5.       Performance Metrics and Deliverables:

Specify the standards by which performance will be measured. Clearly outline the expected deliverables, deadlines, and quality benchmarks. This ensures that both parties have a shared understanding of what constitutes satisfactory performance.


6.       Risk Allocation Clauses:

Determine in advance whether there are any limitations or exclusions of liability, or protections for non-performance under the contract such as force majeure or covenants to insure.


7.       Termination and Exit Clauses:

Anticipate unforeseen circumstances by including termination and exit clauses. Clearly define the conditions under which the contract can be terminated, the notice period required, and any penalties or obligations upon termination.


8.       Dispute Resolution Mechanisms:

Address the possibility of disputes by including a section on dispute resolution. Whether through arbitration, mediation, or litigation, clearly outline the process to be followed in the event of a disagreement.


9.       Confidentiality and Non-Disclosure Agreements:

If applicable, include provisions related to the confidentiality of sensitive information. Clearly define what constitutes confidential information and outline the obligations of both parties to maintain confidentiality.


10.   Governing Law and Jurisdiction:

Specify the governing law that will be applied in case of a legal dispute.
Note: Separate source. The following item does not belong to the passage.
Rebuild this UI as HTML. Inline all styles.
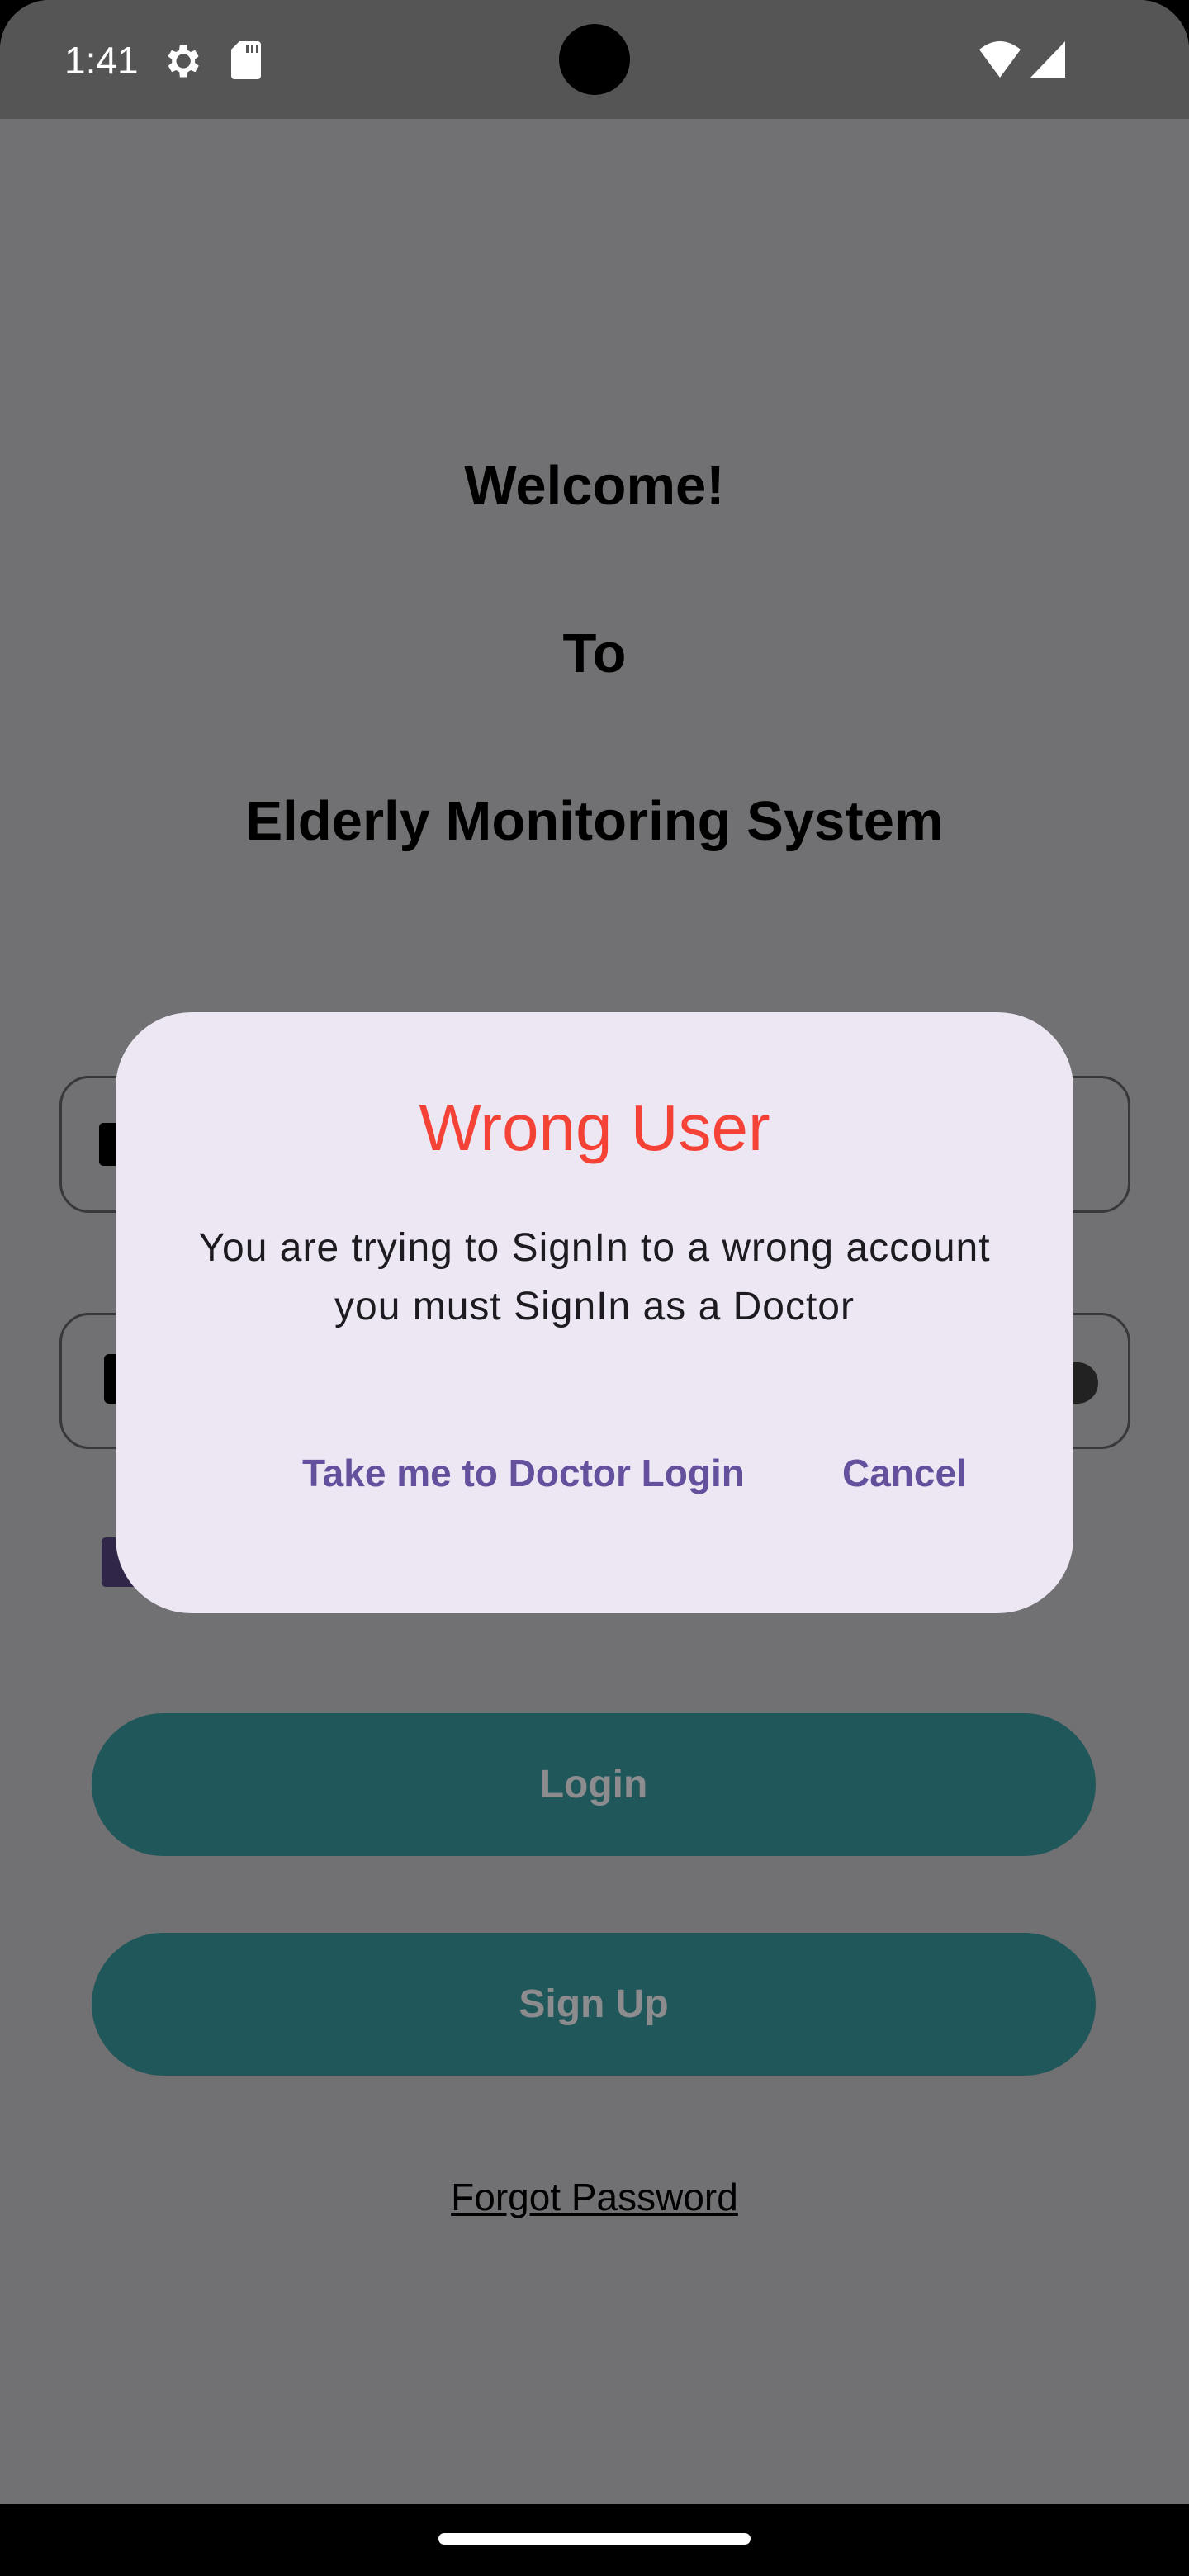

Clearly state the jurisdiction where any legal actions will be initiated, providing clarity on the legal framework that will govern the contract.


11.   Amendment and Modification Procedures:

Allow for flexibility by including provisions for contract amendments. Clearly outline the process for making changes, including the required approvals and documentation.


In conclusion, a well-drafted contract serves as a roadmap for successful business interactions, mitigating risks and fostering a transparent relationship between parties. By paying careful attention to these key components, businesses can create contracts that stand the test of time, providing a solid foundation for mutually beneficial partnerships.